Fue tras la campaña de Egipto (1798) cuando se impuso la noción de orientalismo en la historia del arte del siglo XIX y todas las escuelas europeas la adoptaron con más o menos entusiasmo. Pese a ello, durante ese mismo siglo el entusiasmo de los pintores por partir en una caravana a explorar un mundo que despertaba su curiosidad fue repetidamente cuestionado. Críticos y aficionados al arte apreciaban muy poco esas machaconas producciones de escenas tópicas que combinaban color y voluptuosidad sin una auténtica reflexión formal sobre la cultura, la riqueza histórica o la sabiduría de los países visitados. Más tarde, algunos destacados intelectuales, como Victor Hugo, turbados por la deriva colonialista y el maltrato de lugares y obras de arte, destacaron la increíble abundancia de culturas humilladas. La significación política de la conquista de Argel en 1830 puso de relieve la importancia del «Oriente» para el poder, «a falta de un proyecto colonial tras la decisión de invadir, [lo que] no rebaja la realidad de la violencia militar allí desatada»[1]. Unas veces se acusaba a los artistas de hacer suyas las ideas imperialistas y otras se les despreciaba por producir en tales circunstancias obras de menor empeño.
Fue en ese contexto cuando Eugène Delacroix (1798-1863) emprendió un viaje por Marruecos y Argelia en 1832 que le permitiría producir grandes obras y excelentes cuadernos de bocetos. Técnico y colorista excepcional, mimado por los encargos y galardonado con todos los honores oficiales, sin embargo rechazaba las reglas académicas que encorsetaban la pintura.

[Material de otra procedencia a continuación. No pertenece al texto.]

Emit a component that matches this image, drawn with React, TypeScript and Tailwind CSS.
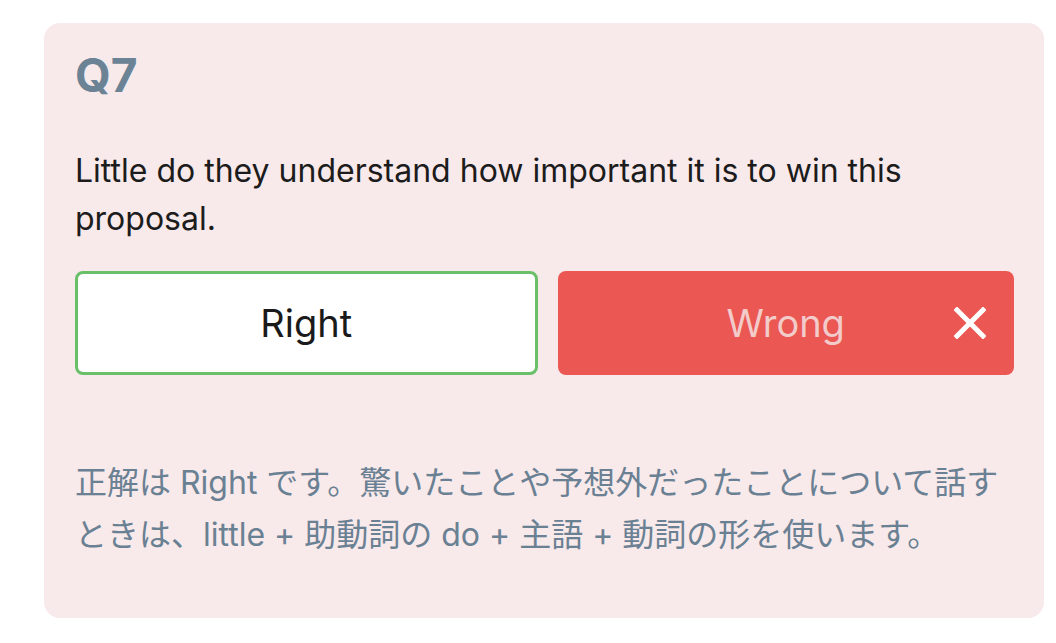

Fue durante la revolución de 1830 cuando se dio a conocer con sus telas «manifiesto» (La Liberté guidée par le peuple) antes de evolucionar hacia otras temáticas gracias, sobre todo, a este viaje (Femmes d’Alger, 1834, Noce juive dans le Maroc, 1841).
El orientalismo, inicialmente histórico, musical y literario, se convirtió en un ámbito de reflexión y creación. Un oriente imaginado o fantaseado cuyo enfoque estético, en un contexto político colonial, combinaba en el gesto pictórico consciente o inconscientemente aspectos de poder y belleza. Tras este viaje al norte de África, Eugène Delacroix desarrolló nuevos temas durante los años siguientes. Femmes d’Alger dans leur appartement (del que existen dos versiones, una en el Musée du Louvre de París y la otra en el Musée Fabre de Montpellier) inauguró una veta que se prolongaría durante treinta años hasta su muerte. El cuadro, con la sensación de lujo y exotismo que emana, desató un aluvión de críticas por su tratamiento poco habitual de las emociones y sus connotaciones. «Toda la pintura de Delacroix se sitúa en un difícil equilibrio entre lo imaginario y lo real, entre la observación de la realidad y el impulso visionario»[2].